The units described as separate parts may or may not be physically separate, and parts displayed as units may be one or more physical units, may be located in one place, or may be distributed on different places. Some or all of the units may be selected based on actual requirements to achieve the objectives of the solutions of embodiments.

In addition, functional units in embodiments of this application may be integrated into one processing unit, each of the units may exist alone physically, or two or more units may be integrated into one unit. The integrated unit may be implemented in a form of hardware, or may be implemented in a form of a software functional unit.
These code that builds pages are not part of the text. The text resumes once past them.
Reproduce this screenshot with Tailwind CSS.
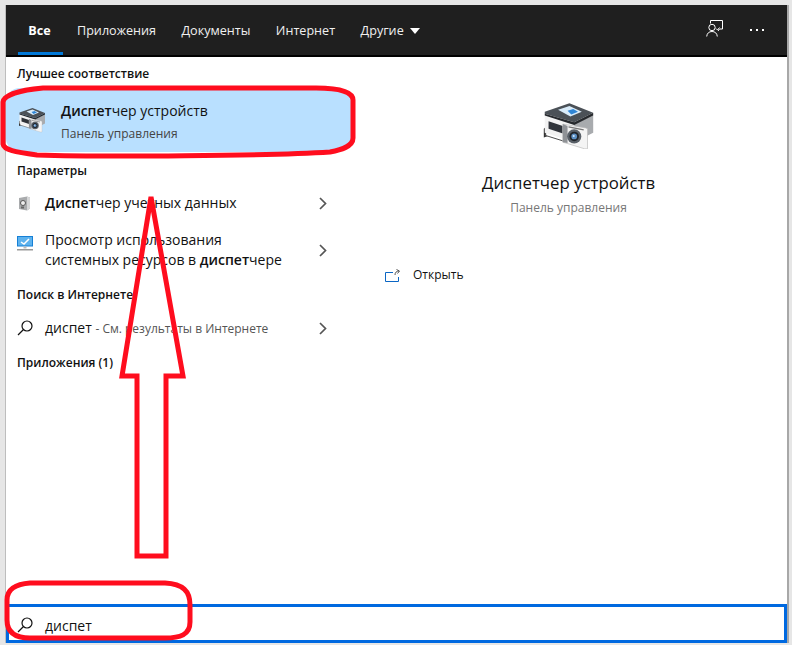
<!DOCTYPE html>
<html lang="ru"><head><meta charset="utf-8">
<script src="https://cdn.jsdelivr.net/npm/@tailwindcss/browser@4"></script>
</head>
<body class="m-0 bg-[#e6e6e6] font-['Open_Sans','Noto_Sans',sans-serif] text-[#111]">
<svg class="hidden"><defs>
<symbol id="dev" viewBox="0 0 60 48">
<path d="M4 27 L13 19 L13 33 L4 36 Z" fill="#333"/>
<path d="M6 28 L6 34 L38 44 L38 38 Z" fill="#fff" stroke="#444" stroke-width="1"/>
<path d="M5 12 L36 22 L36 41 L5 31 Z" fill="#f2f2f2"/>
<path d="M36 22 L56 13 L56 31 L36 41 Z" fill="#a8abae"/>
<path d="M9 19 L24 24 L24 32 L9 27 Z" fill="#30343a"/>
<path d="M5 9 L31 0 L56 10 L36 20 L5 11 Z" fill="#4b5157"/>
<path d="M5 11 L36 20 L56 10 L56 13 L36 23 L5 13 Z" fill="#26292d"/>
<path d="M19 7 L31 3 L44 9 L32 14 Z" fill="#d9ecfa"/>
<path d="M29 8 L35 6 L40 9 L33 12 Z" fill="#2f86d6"/>
<path d="M24 22 L48 26 L50 27 L50 48 L47 48 L24 41 Z" fill="#f4f4f4" stroke="#b9b9b9" stroke-width=".7"/>
<path d="M24 22 L29 24 L29 42 L24 41 Z" fill="#8f9296"/>
<circle cx="36" cy="35" r="7.500" fill="#596068"/>
<circle cx="36" cy="35" r="5" fill="#20242a"/>
<circle cx="36" cy="35" r="3" fill="#5b8fc4"/>
<circle cx="35.500" cy="34.500" r="1.100" fill="#d7e8f7"/>
<path d="M30 25 L46 28" stroke="#777" stroke-width="1.400"/>
</symbol>
</defs></svg>

<div class="relative h-[645px] w-[792px] overflow-hidden pt-[5px] pl-[5px] pr-[2px]">
  <div class="flex h-[638px] w-[784px] flex-col border-l border-r-2 border-l-[#bdbdbd] border-r-[#a8a8a8] bg-white">
    <header class="flex h-[52px] shrink-0 items-stretch border-b-2 border-b-black bg-[#1f1f1f] pl-[12px] pr-[23px] text-[12.6px] text-[#f0f0f0]">
      <div class="flex w-[45px] items-center justify-center border-b-[3px] border-[#0078d7] pt-[6px] pr-[2px] font-bold text-white">Все</div>
      <div class="flex items-center gap-[25.5px] pt-[3px] pl-[14px]">
        <span>Приложения</span><span>Документы</span><span>Интернет</span>
        <span class="flex items-center gap-[6px]">Другие
          <svg width="10" height="6" viewBox="0 0 10 6"><path d="M0 0h10L5 6z" fill="#fff"/></svg></span>
      </div>
      <div class="ml-auto flex items-center gap-[27px]">
        <svg class="-mt-[3px]" width="17" height="17" viewBox="0 0 17 17" fill="none" stroke="#fff" stroke-width="1"><path d="M4.500 3.500V.5h12v8.500h-3l-1.500 2"/><circle cx="6" cy="7.500" r="3.200"/><path d="M.7 16.500c.3-3.300 2.400-5 5.300-5s5 1.700 5.300 5"/><path d="M10 8.500l1.500 1.500 2-2.500"/></svg>
        <span class="flex gap-[4px]"><i class="size-[2px] bg-white"></i><i class="size-[2px] bg-white"></i><i class="size-[2px] bg-white"></i></span>
      </div>
    </header>

    <div class="flex min-h-0 flex-1">
      <div class="w-[345px] shrink-0">
        <h2 class="mt-[8px] pl-[11px] text-[12px] leading-[18px] font-semibold">Лучшее соответствие</h2>
        <div class="mt-[5px] flex h-[64px] items-center gap-[14px] rounded-[14px] bg-[#b9e0ff] pl-[11px]">
          <svg class="h-[30px] w-[30px]"><use href="#dev"/></svg>
          <div class="pt-[3px]">
            <div class="text-[14px] leading-[20px] text-[#111]"><b class="font-semibold">Диспет</b>чер устройств</div>
            <div class="mt-[4px] text-[12px] leading-[18px] text-[#444]">Панель управления</div>
          </div>
        </div>
        <h2 class="mt-[10px] pl-[11px] text-[12px] leading-[18px] font-semibold">Параметры</h2>
        <div class="mt-[9px] flex h-[28px] items-center pl-[12px] pr-[24px]">
          <svg class="mr-[14px] shrink-0" width="13" height="15" viewBox="0 0 13 15"><path d="M1 2l8-1.500 3 1v11l-3 2-8-1.500z" fill="#a9abad"/><path d="M9 .5l3 1v11l-3 2z" fill="#d6d7d8"/><circle cx="5" cy="7" r="2.500" fill="#eee" stroke="#555"/><rect x="3" y="10.500" width="3" height="2" fill="#666"/></svg>
          <span class="flex-1 text-[14px] leading-[20px]"><b class="font-semibold">Диспет</b>чер учетных данных</span>
          <svg width="8" height="13" viewBox="0 0 8 13" fill="none" stroke="#555" stroke-width="1.700"><path d="M1 1l5.500 5.500L1 12"/></svg>
        </div>
        <div class="mt-[11px] flex h-[44px] items-center pl-[11px] pr-[24px]">
          <svg class="mr-[12px] -mt-[14px] shrink-0" width="16" height="15" viewBox="0 0 16 15"><rect x="0" y="0" width="16" height="10.500" fill="#1680d6"/><rect x="1" y="1" width="14" height="8.500" fill="#5db2ee"/><path d="M4 6l3 2 5-5" stroke="#fff" stroke-width="1.500" fill="none"/><rect x="6.500" y="10.500" width="3" height="2" fill="#bbb"/><rect x="0" y="13" width="16" height="1.500" fill="#999"/></svg>
          <span class="flex-1 text-[14px] leading-[20px]">Просмотр использования<br>системных ресурсов в <b class="font-semibold">диспет</b>чере</span>
          <svg width="8" height="13" viewBox="0 0 8 13" fill="none" stroke="#555" stroke-width="1.700"><path d="M1 1l5.500 5.500L1 12"/></svg>
        </div>
        <h2 class="mt-[14px] pl-[11px] text-[12px] leading-[18px] font-semibold">Поиск в Интернете</h2>
        <div class="mt-[10px] flex h-[28px] items-center pl-[11px] pr-[24px]">
          <svg class="mr-[12px] shrink-0" width="16" height="16" viewBox="0 0 16 16" fill="none" stroke="#111" stroke-width="1.200"><circle cx="10" cy="6" r="5"/><path d="M6.500 9.500L1 15"/></svg>
          <span class="flex-1 text-[14px] leading-[20px]">диспет <span class="text-[12px] text-[#555]">- См. результаты в Интернете</span></span>
          <svg width="8" height="13" viewBox="0 0 8 13" fill="none" stroke="#555" stroke-width="1.700"><path d="M1 1l5.500 5.500L1 12"/></svg>
        </div>
        <h2 class="mt-[12px] pl-[11px] text-[12px] leading-[18px] font-semibold">Приложения (1)</h2>
      </div>

      <div class="min-w-0 flex-1 pl-[34px]">
        <div class="flex flex-col items-center pr-[35px] pt-[46px]">
          <svg class="h-[46px] w-[57px]"><use href="#dev"/></svg>
          <div class="mt-[21px] text-[16.8px] leading-[26px] text-[#111]">Диспетчер устройств</div>
          <div class="mt-[3px] text-[12px] leading-[18px] text-[#777]">Панель управления</div>
        </div>
        <div class="mt-[49px] flex items-center gap-[13px] text-[12px] leading-[18px]">
          <svg width="15" height="13" viewBox="0 0 15 13" fill="none" stroke="#0b66c4" stroke-width="1"><path d="M8 3.500H.5v9h13V8"/><path d="M10 6c0-2.500 1.500-4 4-4M11.500.5L14.500 2l-2 2.500" stroke="#555"/></svg>
          <span>Открыть</span>
        </div>
      </div>
    </div>

    <div class="flex h-[39px] shrink-0 items-center border-[3px] border-[#0069e0] pl-[8px] pt-[3px]">
      <svg class="mr-[12px] shrink-0" width="16" height="16" viewBox="0 0 16 16" fill="none" stroke="#111" stroke-width="1.200"><circle cx="10" cy="6" r="5"/><path d="M6.500 9.500L1 15"/></svg>
      <span class="text-[14px]">диспет</span>
    </div>
  </div>

  <svg class="pointer-events-none absolute top-0 left-0" width="792" height="645" fill="none" stroke="#ff0d1e" stroke-width="5" stroke-linejoin="miter">
    <path d="M43 88 H316 C340 88 353 92 353 100 V138 C353 147 340 150 330 152 C270 156 100 157 37 155 C15 152 4 150 3 144 V102 C4 95 20 90 43 88 Z"/>
    <path d="M151 197 L183 376 L166 376 L166 556 L137 556 L137 376 L122 376 Z"/>
    <path d="M30 583 H165 C183 584 190 591 190 605 V622 C190 635 180 638 165 638 H30 C15 638 7 632 7 620 V600 C7 590 15 584 30 583 Z"/>
  </svg>
</div>
</body></html>
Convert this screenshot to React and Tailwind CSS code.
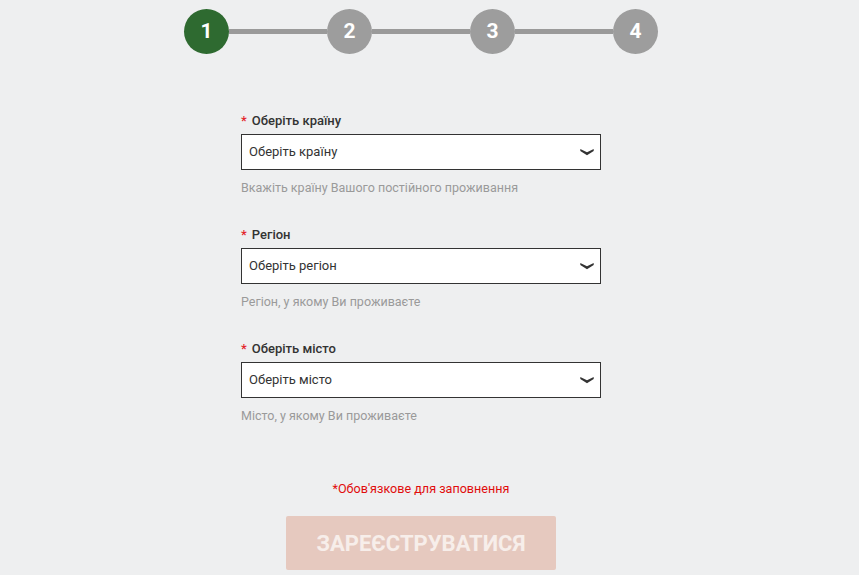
const steps = [1, 2, 3, 4];

const fields = [
  { label: "Оберіть країну", placeholder: "Оберіть країну", hint: "Вкажіть країну Вашого постійного проживання" },
  { label: "Регіон", placeholder: "Оберіть регіон", hint: "Регіон, у якому Ви проживаєте" },
  { label: "Оберіть місто", placeholder: "Оберіть місто", hint: "Місто, у якому Ви проживаєте" },
];

function Chevron() {
  return (
    <svg width="14" height="8" viewBox="0 0 14 8" className="text-[#333]">
      <path d="M0.3 1 L7 4.3 L13.7 1 L13.7 3 L7 7.2 L0.3 3 Z" fill="currentColor" />
    </svg>
  );
}

function Stepper() {
  return (
    <div className="flex items-center w-[474px]">
      {steps.map((n, i) => (
        <div key={n} className={i === 0 ? "flex items-center" : "flex items-center flex-1"}>
          {i > 0 && <div className="flex-1 h-[5px] bg-[#9a9a9a]" />}
          <div
            className={
              "w-[45px] h-[45px] rounded-full flex items-center justify-center text-white text-[21px] font-bold " +
              (i === 0 ? "bg-[#2e6a30]" : "bg-[#9d9d9d]")
            }
          >
            {n}
          </div>
        </div>
      ))}
    </div>
  );
}

function SelectField({ label, placeholder, hint }) {
  return (
    <div className="w-[360px] mb-[28px]">
      <div className="h-5 flex items-center text-[13px] font-medium text-[#333] translate-y-[1px]">
        <span className="text-[#e3242b] mr-[5px]">*</span>
        {label}
      </div>
      <div className="mt-1 h-[36px] bg-white border border-[#333] flex items-center justify-between pl-[7px] pr-[6px]">
        <span className="text-[13px] text-[#333]">{placeholder}</span>
        <Chevron />
      </div>
      <div className="mt-2 h-[18px] flex items-center text-[12.5px] text-[#9a9a9a] translate-y-[1px]">{hint}</div>
    </div>
  );
}

export default function App() {
  return (
    <div
      className="w-[859px] h-[575px] bg-[#eeeff0] overflow-hidden"
      style={{ fontFamily: "Roboto, 'Liberation Sans', sans-serif" }}
    >
      <div className="w-[842px] flex flex-col items-center pt-[9px]">
        <Stepper />
        <div className="mt-[56px] flex flex-col items-center">
          {fields.map((f) => (
            <SelectField key={f.label} {...f} />
          ))}
        </div>
        <div className="mt-[27px] h-[18px] flex items-center text-[12.6px] text-[#e10c0c] translate-y-[1px]">
          *Обов'язкове для заповнення
        </div>
        <button className="mt-[19px] w-[270px] h-[54px] rounded-[2px] bg-[#e6c9bf] text-[#f7eeea] text-[22px] font-bold uppercase">
          Зареєструватися
        </button>
      </div>
    </div>
  );
}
When the integrated unit is implemented in the form of a software functional unit and sold or used as an independent product, the integrated unit may be stored in a readable storage medium. Based on such understanding, the technical solutions of embodiments of this application essentially or all or some of the technical solutions may be implemented in the form of a software product. The software product is stored in a storage medium and includes several instructions for instructing a device (which may be a single-chip microcomputer, a chip or the like) or a processor (processor) to perform all or some of the steps of the methods described in embodiments of this application. The foregoing storage medium includes any medium that can store program code, such as a USB flash drive, a removable hard disk, a ROM, a RAM, a magnetic disk, or an optical disc.